● GIVEN INFORMATION
=-=-=
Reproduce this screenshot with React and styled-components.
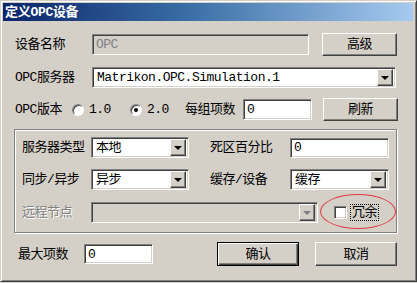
import React from "react";
import styled, { createGlobalStyle, css } from "styled-components";

const Colors = {
  face: "#D4D0C8",
  light: "#FFFFFF",
  shadow: "#808080",
  dark: "#404040",
  text: "#000000",
  disabled: "#808080",
};

const GlobalStyle = createGlobalStyle`
  html, body {
    margin: 0;
    padding: 0;
    background: ${Colors.face};
  }
  body {
    font-family: "Liberation Mono", "Noto Sans CJK SC", monospace;
    font-size: 13px;
    letter-spacing: -0.5px;
    color: ${Colors.text};
  }
`;

const sunken = css`
  box-sizing: border-box;
  border-style: solid;
  border-width: 1px;
  border-color: ${Colors.shadow} ${Colors.light} ${Colors.light} ${Colors.shadow};
  box-shadow: inset 1px 1px 0 ${Colors.dark}, inset -1px -1px 0 ${Colors.face};
`;

const raised = css`
  box-sizing: border-box;
  border-style: solid;
  border-width: 1px;
  border-color: ${Colors.light} ${Colors.dark} ${Colors.dark} ${Colors.light};
  box-shadow: inset -1px -1px 0 ${Colors.shadow};
  background: ${Colors.face};
`;

const Combo = ({ value, width, disabled }) => (
  <ComboBox $width={width} $disabled={disabled}>
    <ComboText>{value}</ComboText>
    <ArrowButton $disabled={disabled} />
  </ComboBox>
);

const App = () => {
  return (
    <>
      <GlobalStyle />
      <Window>
        <TitleBar>定义OPC设备</TitleBar>

        <Body>
          <Row $height={23}>
            <Label $width={77}>设备名称</Label>
            <TextInput $width={217} $height={21} $disabled>
              OPC
            </TextInput>
            <Button $width={75} $gap={13}>
              高级
            </Button>
          </Row>

          <Row $height={21} $top={11}>
            <Label $width={77}>OPC服务器</Label>
            <Combo width={304} value="Matrikon.OPC.Simulation.1" />
          </Row>

          <Row $height={23} $top={10}>
            <Label $width={57}>OPC版本</Label>
            <RadioItem $width={58}>
              <Radio />
              1.0
            </RadioItem>
            <RadioItem $width={55}>
              <Radio $checked />
              2.0
            </RadioItem>
            <Label $width={58}>每组项数</Label>
            <TextInput $width={69} $height={21}>
              0
            </TextInput>
            <Button $width={75} $gap={11}>
              刷新
            </Button>
          </Row>

          <Group>
            <GroupRow>
              <Label $width={69}>服务器类型</Label>
              <Combo width={98} value="本地" />
              <Label $width={80} $gap={21}>
                死区百分比
              </Label>
              <TextInput $width={99} $height={20}>
                0
              </TextInput>
            </GroupRow>

            <GroupRow $top={11}>
              <Label $width={69}>同步/异步</Label>
              <Combo width={98} value="异步" />
              <Label $width={80} $gap={21}>
                缓存/设备
              </Label>
              <Combo width={99} value="缓存" />
            </GroupRow>

            <GroupRow $top={12}>
              <Label $width={69} $disabled>
                远程节点
              </Label>
              <Combo width={227} value="" disabled />
              <CheckBox />
              <FocusText>冗余</FocusText>
            </GroupRow>
          </Group>

          <Row $height={24} $top={9}>
            <Label $width={66} $gap={3}>
              最大项数
            </Label>
            <TextInput $width={69} $height={20}>
              0
            </TextInput>
            <DefaultButton $width={82} $gap={64}>
              确认
            </DefaultButton>
            <Button $width={82} $gap={16} $height={24}>
              取消
            </Button>
          </Row>
        </Body>

        <Highlight />
      </Window>
    </>
  );
};

const Window = styled.div`
  position: relative;
  box-sizing: border-box;
  width: 417px;
  height: 282px;
  padding: 2px 3px 3px 2px;
  background: ${Colors.face};
  border-style: solid;
  border-width: 1px;
  border-color: ${Colors.face} ${Colors.dark} ${Colors.dark} ${Colors.face};
  box-shadow: inset 1px 1px 0 ${Colors.light}, inset -1px -1px 0 ${Colors.shadow};
  display: flex;
  flex-direction: column;
`;

const TitleBar = styled.div`
  height: 18px;
  display: flex;
  align-items: center;
  padding-left: 2px;
  background: linear-gradient(to right, #0a246a 0%, #3a6ea5 45%, #a6caf0 100%);
  color: #ffffff;
  font-weight: bold;
  font-size: 13px;
  letter-spacing: -0.3px;
  line-height: 1;
`;

const Body = styled.div`
  display: flex;
  flex-direction: column;
  padding: 12px 0 0 12px;
`;

const Row = styled.div`
  display: flex;
  align-items: center;
  height: ${p => p.$height}px;
  margin-top: ${p => p.$top || 0}px;
`;

const Label = styled.div`
  flex: none;
  width: ${p => p.$width}px;
  margin-left: ${p => p.$gap || 0}px;
  white-space: nowrap;
  line-height: 1;
  color: ${p => (p.$disabled ? Colors.disabled : Colors.text)};
  text-shadow: ${p => (p.$disabled ? `1px 1px 0 ${Colors.light}` : "none")};
`;

const TextInput = styled.div`
  ${sunken};
  flex: none;
  width: ${p => p.$width}px;
  height: ${p => p.$height}px;
  padding: 0 0 0 3px;
  display: flex;
  align-items: center;
  line-height: 1;
  background: ${p => (p.$disabled ? Colors.face : Colors.light)};
  color: ${p => (p.$disabled ? Colors.disabled : Colors.text)};
`;

const Button = styled.div`
  ${raised};
  flex: none;
  width: ${p => p.$width}px;
  height: ${p => p.$height || 23}px;
  margin-left: ${p => p.$gap || 0}px;
  display: flex;
  align-items: center;
  justify-content: center;
  line-height: 1;
`;

const DefaultButton = styled(Button)`
  height: 24px;
  border: 1px solid #000000;
  box-shadow: inset 1px 1px 0 ${Colors.light}, inset -1px -1px 0 ${Colors.dark},
    inset -2px -2px 0 ${Colors.shadow};
`;

const ComboBox = styled.div`
  ${sunken};
  flex: none;
  width: ${p => p.$width}px;
  height: 21px;
  padding: 2px;
  display: flex;
  align-items: center;
  background: ${p => (p.$disabled ? Colors.face : Colors.light)};
`;

const ComboText = styled.div`
  flex: 1;
  padding-left: 2px;
  line-height: 1;
  white-space: nowrap;
  overflow: hidden;
`;

const ArrowButton = styled.div`
  ${raised};
  flex: none;
  width: 16px;
  height: 17px;
  position: relative;

  &::after {
    content: "";
    position: absolute;
    left: 3px;
    top: 6px;
    border-style: solid;
    border-width: 4px 4px 0 4px;
    border-color: ${p => (p.$disabled ? Colors.shadow : "#000000")} transparent
      transparent transparent;
  }
`;

const RadioItem = styled.div`
  flex: none;
  width: ${p => p.$width}px;
  display: flex;
  align-items: center;
  gap: 5px;
  line-height: 1;
`;

const Radio = styled.div`
  flex: none;
  width: 12px;
  height: 12px;
  box-sizing: border-box;
  border-radius: 50%;
  background: ${Colors.light};
  border: 1px solid;
  border-color: ${Colors.shadow} ${Colors.light} ${Colors.light} ${Colors.shadow};
  box-shadow: inset 1px 1px 0 ${Colors.dark};
  position: relative;

  &::after {
    content: "";
    display: ${p => (p.$checked ? "block" : "none")};
    position: absolute;
    left: 3px;
    top: 3px;
    width: 4px;
    height: 4px;
    border-radius: 50%;
    background: #000000;
  }
`;

const Group = styled.div`
  box-sizing: border-box;
  width: 383px;
  height: 104px;
  margin: 8px 0 0 -1px;
  padding: 7px 0 0 7px;
  border: 1px solid ${Colors.shadow};
  box-shadow: inset 1px 1px 0 ${Colors.light}, 1px 1px 0 ${Colors.light};
  display: flex;
  flex-direction: column;
`;

const GroupRow = styled.div`
  display: flex;
  align-items: center;
  height: 21px;
  margin-top: ${p => p.$top || 0}px;
`;

const CheckBox = styled.div`
  ${sunken};
  flex: none;
  width: 13px;
  height: 13px;
  margin-left: 16px;
  background: ${Colors.light};
`;

const FocusText = styled.div`
  margin-left: 4px;
  padding: 1px 1px;
  line-height: 1;
  outline: 1px dotted #000000;
`;

const Highlight = styled.div`
  position: absolute;
  left: 319px;
  top: 193px;
  width: 76px;
  height: 35px;
  box-sizing: border-box;
  border: 1px solid #e23a44;
  border-radius: 50%;
  pointer-events: none;
`;

export default App;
=-=-=
● EXERCISE DETAILS
Return the material line for line, from its beginning to the line that contains "<TitleBar>定义OPC设备</TitleBar>", with the pictures left out.

● SOLVED EXERCISE
Reproduce this screenshot with React and styled-components.
import React from "react";
import styled, { createGlobalStyle, css } from "styled-components";

const Colors = {
  face: "#D4D0C8",
  light: "#FFFFFF",
  shadow: "#808080",
  dark: "#404040",
  text: "#000000",
  disabled: "#808080",
};

const GlobalStyle = createGlobalStyle`
  html, body {
    margin: 0;
    padding: 0;
    background: ${Colors.face};
  }
  body {
    font-family: "Liberation Mono", "Noto Sans CJK SC", monospace;
    font-size: 13px;
    letter-spacing: -0.5px;
    color: ${Colors.text};
  }
`;

const sunken = css`
  box-sizing: border-box;
  border-style: solid;
  border-width: 1px;
  border-color: ${Colors.shadow} ${Colors.light} ${Colors.light} ${Colors.shadow};
  box-shadow: inset 1px 1px 0 ${Colors.dark}, inset -1px -1px 0 ${Colors.face};
`;

const raised = css`
  box-sizing: border-box;
  border-style: solid;
  border-width: 1px;
  border-color: ${Colors.light} ${Colors.dark} ${Colors.dark} ${Colors.light};
  box-shadow: inset -1px -1px 0 ${Colors.shadow};
  background: ${Colors.face};
`;

const Combo = ({ value, width, disabled }) => (
  <ComboBox $width={width} $disabled={disabled}>
    <ComboText>{value}</ComboText>
    <ArrowButton $disabled={disabled} />
  </ComboBox>
);

const App = () => {
  return (
    <>
      <GlobalStyle />
      <Window>
        <TitleBar>定义OPC设备</TitleBar>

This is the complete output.